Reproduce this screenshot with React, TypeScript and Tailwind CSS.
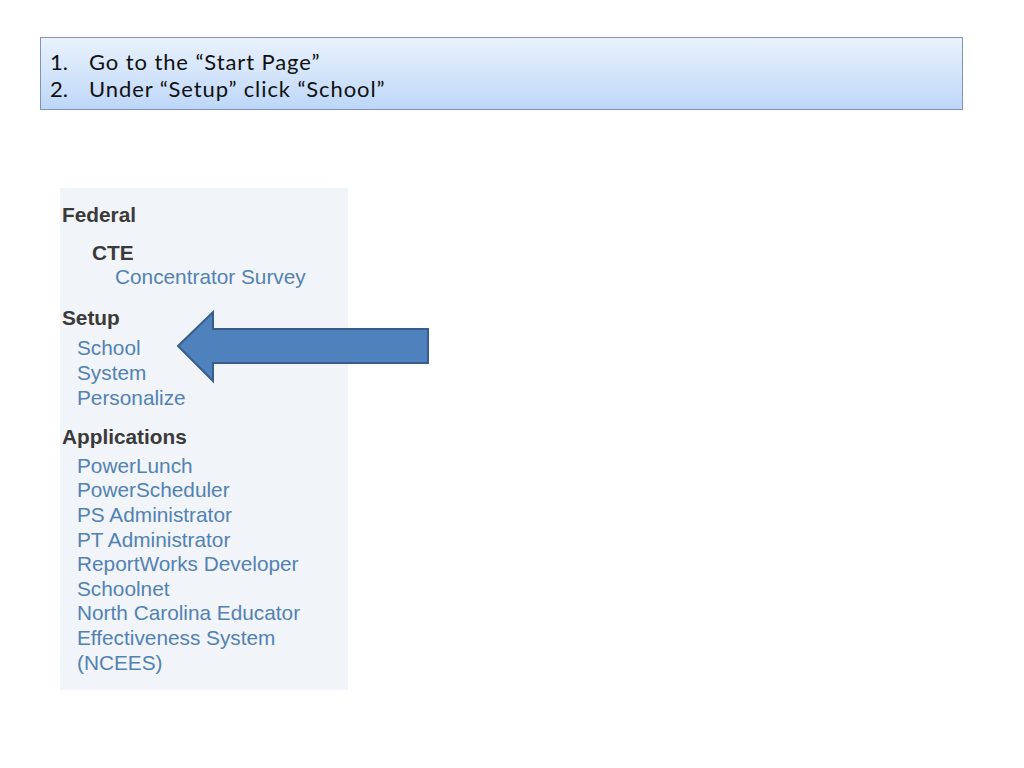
import React from "react";

const linkCls = "text-[#5282b2]";
const headCls = "font-bold text-[#3a3a3a]";

export default function App() {
  const apps = [
    "PowerLunch",
    "PowerScheduler",
    "PS Administrator",
    "PT Administrator",
    "ReportWorks Developer",
    "Schoolnet",
    "North Carolina Educator",
    "Effectiveness System",
    "(NCEES)",
  ];
  return (
    <div className="relative w-[1024px] h-[768px] bg-white overflow-hidden">
      <div className="ml-[40px] mt-[37px] w-[923px] h-[73px] border border-[#7f93b5] bg-gradient-to-b from-[#eaf2fd] to-[#bdd7f8] pl-[9px] pt-[10px] font-['Lato','Open_Sans',sans-serif] text-[22px] leading-[27px] tracking-[0.9px] text-[#111]">
        <div className="flex">
          <span className="w-[39px] tracking-normal">1.</span>
          <span>Go to the “Start Page”</span>
        </div>
        <div className="flex">
          <span className="w-[39px] tracking-normal">2.</span>
          <span>Under “Setup” click “School”</span>
        </div>
      </div>

      <div className="ml-[60px] mt-[78px] w-[288px] h-[502px] bg-[#f1f4f9] pl-[2px] pt-[15px] font-['Liberation_Sans',Arial,sans-serif] text-[20.8px] leading-[24.6px]">
        <div className={headCls}>Federal</div>
        <div className={`${headCls} mt-[13px] pl-[30px]`}>CTE</div>
        <div className={`${linkCls} pl-[53px]`}>Concentrator Survey</div>

        <div className={`${headCls} mt-[16px]`}>Setup</div>
        <div className="mt-[6px] pl-[15px] flex flex-col">
          <span className={linkCls}>School</span>
          <span className={linkCls}>System</span>
          <span className={linkCls}>Personalize</span>
        </div>

        <div className={`${headCls} mt-[15px]`}>Applications</div>
        <div className="mt-[4px] pl-[15px] flex flex-col">
          {apps.map((a) => (
            <span key={a} className={linkCls}>
              {a}
            </span>
          ))}
        </div>
      </div>

      <svg
        className="absolute left-0 top-0"
        width="1024"
        height="768"
        viewBox="0 0 1024 768"
      >
        <polygon
          points="178,346 213,312 213,329 428,329 428,363 213,363 213,381"
          fill="#4f81bd"
          stroke="#385d8a"
          strokeWidth="2"
          strokeLinejoin="miter"
        />
      </svg>
    </div>
  );
}
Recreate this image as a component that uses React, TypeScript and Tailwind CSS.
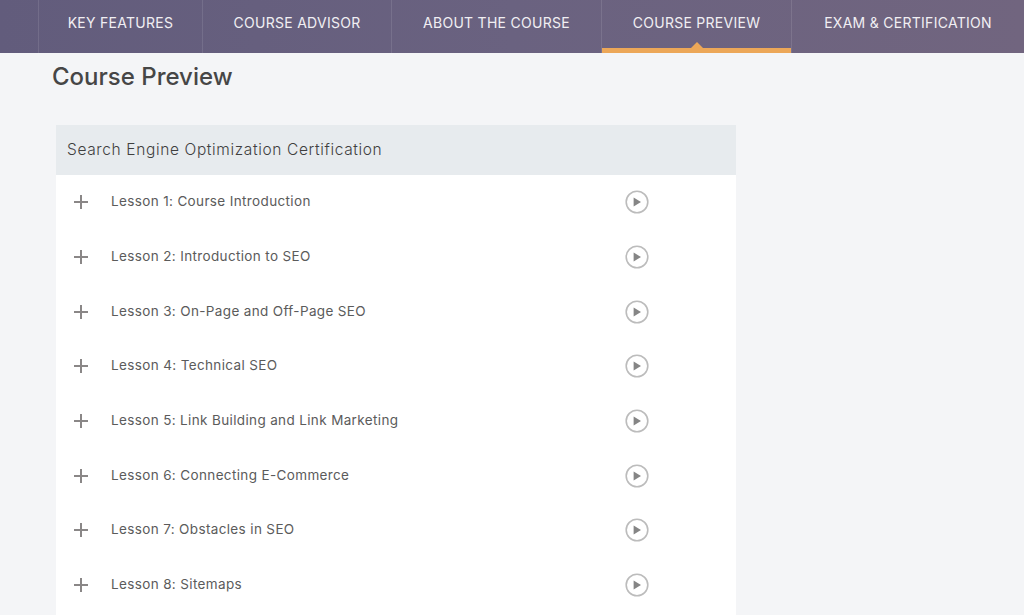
const TABS = [
  { label: "KEY FEATURES", width: "w-[164px]" },
  { label: "COURSE ADVISOR", width: "w-[189px]" },
  { label: "ABOUT THE COURSE", width: "w-[210px]" },
  { label: "COURSE PREVIEW", width: "w-[190px]", active: true },
  { label: "EXAM & CERTIFICATION", width: "flex-1" },
];

const LESSONS = [
  "Lesson 1: Course Introduction",
  "Lesson 2: Introduction to SEO",
  "Lesson 3: On-Page and Off-Page SEO",
  "Lesson 4: Technical SEO",
  "Lesson 5: Link Building and Link Marketing",
  "Lesson 6: Connecting E-Commerce",
  "Lesson 7: Obstacles in SEO",
  "Lesson 8: Sitemaps",
];

function PlusIcon() {
  return (
    <svg width="14" height="14" viewBox="0 0 14 14" className="shrink-0">
      <path d="M7 0v14M0 7h14" stroke="#8a8787" strokeWidth="2" fill="none" />
    </svg>
  );
}

function PlayIcon() {
  return (
    <svg width="24" height="24" viewBox="0 0 24 24">
      <circle cx="12" cy="12" r="10.8" stroke="#bcbcbc" strokeWidth="1.6" fill="#fff" />
      <path d="M8.6 7.6v8.8l7.4-4.4z" fill="#858585" />
    </svg>
  );
}

export default function App() {
  return (
    <div className="h-[615px] w-[1024px] overflow-hidden bg-[#f4f5f7] font-['Inter','Liberation_Sans',sans-serif]">
      {/* Nav */}
      <div className="flex h-[53px] bg-gradient-to-r from-[#625c7c] via-[#6a6280] to-[#71657f] pl-[38px]">
        {TABS.map((tab) => (
          <div
            key={tab.label}
            className={`relative flex items-center justify-center border-l border-white/10 pb-[8px] text-[14px] tracking-[0.28px] text-[#f1eff3] ${tab.width}`}
          >
            {tab.label}
            {tab.active && (
              <>
                <span className="absolute inset-x-0 bottom-0 h-[5px] bg-[#eca758]" />
                <span className="absolute bottom-[4px] left-1/2 h-0 w-0 -translate-x-1/2 border-x-[7px] border-b-[7px] border-x-transparent border-b-[#eca758]" />
              </>
            )}
          </div>
        ))}
      </div>

      <h1 className="ml-[52px] mt-[9px] text-[24px] leading-[30px] font-medium text-[#464646]">
        Course Preview
      </h1>

      {/* Accordion */}
      <div className="ml-[56px] mt-[33px] h-[500px] w-[680px] bg-white">
        <div className="flex h-[50px] items-center bg-[#e7ebee] px-[11px] text-[15.5px] tracking-[0.63px] font-light text-[#3f3f3f]">
          Search Engine Optimization Certification
        </div>
        {LESSONS.map((lesson) => (
          <div key={lesson} className="flex h-[54.7px] items-center pl-[18px]">
            <PlusIcon />
            <span className="ml-[23px] w-[514px] -translate-y-[0.6px] text-[13.5px] tracking-[0.36px] text-[#5b5b5b]">
              {lesson}
            </span>
            <PlayIcon />
          </div>
        ))}
      </div>
    </div>
  );
}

* Work to complete
Check each line above for "TypeScript" and return the ones that have it.

* Response to the task
Reproduce this screenshot with React, TypeScript and Tailwind CSS.
Recreate this image as a component that uses React, TypeScript and Tailwind CSS.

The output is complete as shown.